Louis Guédet

Mardi 10 décembre 1918

1551ème et 1549ème jours

10h matin  Temps gris triste. J’ai mis mon courrier à jour, mais tout à l’heure je vais en avoir encore. C’est un vrai tonneau des Danaïdes, et pourquoi ? Rien ! Résultat négatif !! et c’est tout ! Je me sens fort épuisé ! Si c’était la fin de mes misères ! (Rayé) ! Je n’en puis plus physiquement, moralement ! (Rayé)!

5h soir Pas mal de lettres comme toujours, de la pluie, je ne suis pas sorti. Lettre de mon vieil ami M. de Schoen, 5, rue du Sundgau à Mulhouse, qui me dit qu’il a perdu le sommeil de la joie de se retrouver français ! et qu’il n’a pas encore pu bien se faire à cette idée ! Je lui répondrai sans doute demain. J’aimerais le revoir ! mais je n’en n’aurais jamais sans doute l’occasion, car aller à Mulhouse ce n’est guère probable. Et cependant je serais si heureux d’aller le revoir et de faire un tour par là-bas ! mais je n’aurai pas cette joie, cette satisfaction… !… hélas !! J’ai abandonné tout espoir d’avoir jamais une heureuse satisfaction ici-bas !!

Lettre de (rayé) qui se plaint amèrement du peu de franchise de (rayé) que cela m’étonne ! Il est faux comme un jeton ! et ce n’est pas son (rayé). Ce sont (rayé)!!

Impressions, Louis Guédet, Notaire et Juge de Paix à Reims. Récits et impressions de guerre d'un civil rémois 1914-1919, journal retranscrit par François-Xavier Guédet son petit-fils

 Cardinal Luçon

Mardi 10 – Visite au Card. Sannutelli, De Lai. Visite du Rév. Père Abbé Coetlorquet, de Dom Puerago, abbé de Sainte Françoise Romaine. M. et Mme Raffray résidents de France. Visite à Mgr Many qui était malade à Monteverde, aux Card.
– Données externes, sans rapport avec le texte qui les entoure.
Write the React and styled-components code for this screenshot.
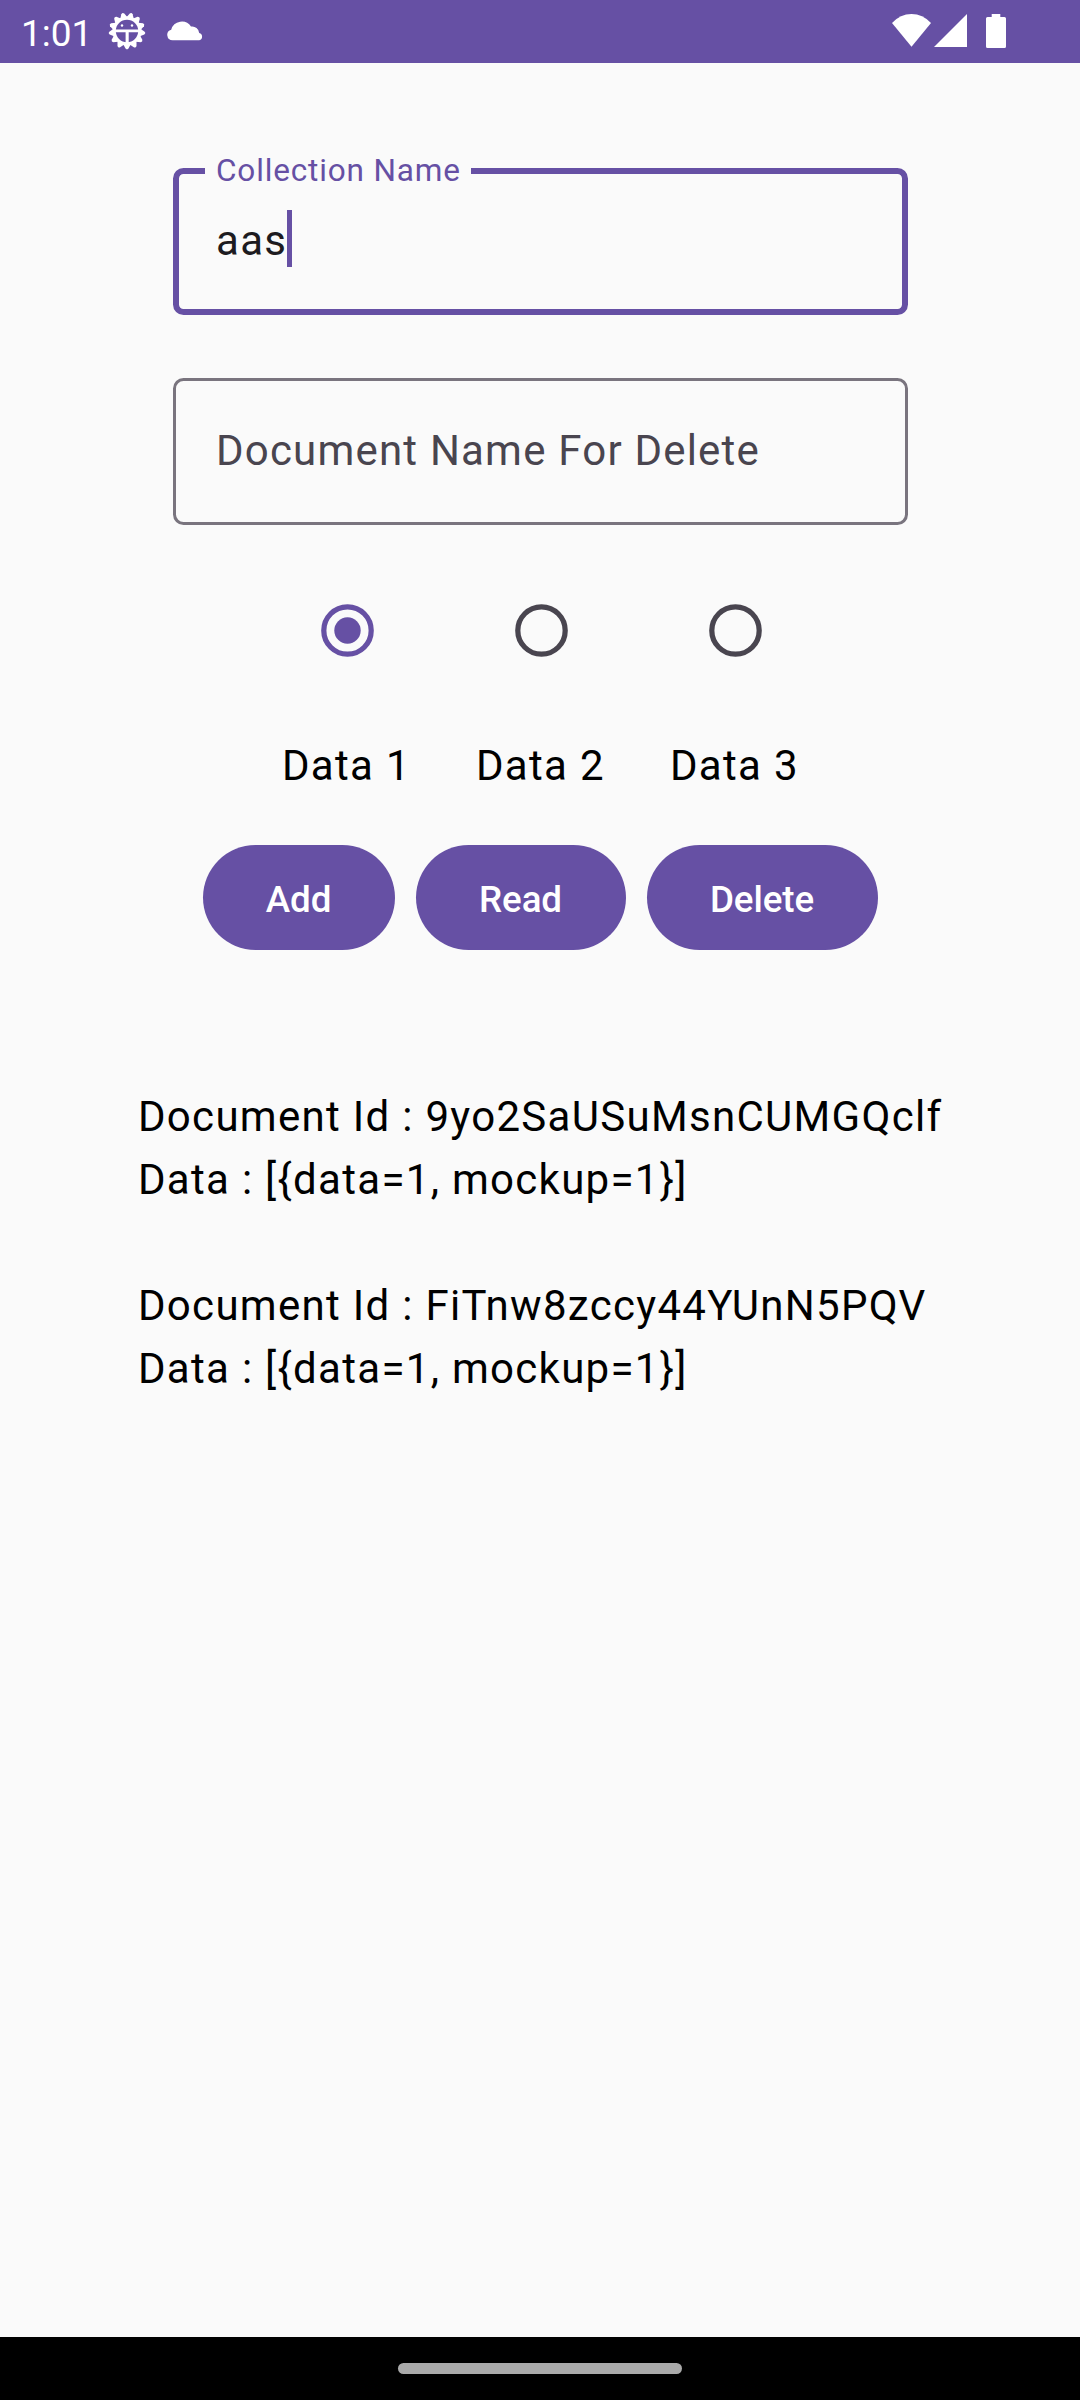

Ibaretti, Ronarri, Cassetta.

Cardinal Luçon dans son Journal de la Guerre 1914-1918, éd. par L’Académie Nationale de Reims – 1998 – TAR volume 173

Mardi 10 décembre

MM. Poincaré et Clemenceau ont fait dans Metz une entrée triomphale. De vibrants discours ont été prononcés. Le bâton de maréchal a été remis officiellement à Pétain.
La 3e armée américaine a atteint la ligne Meckenheim- Kempenich.
Les combats continuent à Berlin. Le groupe Spartacus y prépare sa revanche. Ebert a refusé la présidence de la République et ordonné de mettre en liberté le Comité exécutif des ouvriers et soldats, mais il a fait entrer de nouvelles troupes dans la capitale.
Des troubles ont eu lieu aussi à Munich où Kurt Eisner a dit intervenir plusieurs fois.
La Suède a rompu avec le gouvernement bolchevik auquel elle reprochait la propagande organisée par l’envoyé Vorovsky.
Une bombe allemande a explosé à Gand en faisant de nombreuses victimes.
MM. Venizelos et Politis sont partis pour la France.
Le prince Alexandre de Serbie a dû ajourner son voyage à Paris car il veut avant tout reconstituer à nouveau le cabinet.
M. Wilson a offert sa médiation au Pérou et au Chili. Cette proposition, que l’Argentine secondera, semble avoir été bien accueillie par le gouvernement chilien.
Un certain nombre de grands industriels rhénans ont été emprisonnés sur l’ordre des conseils d’ouvriers et soldats, et inculpés de haute trahison.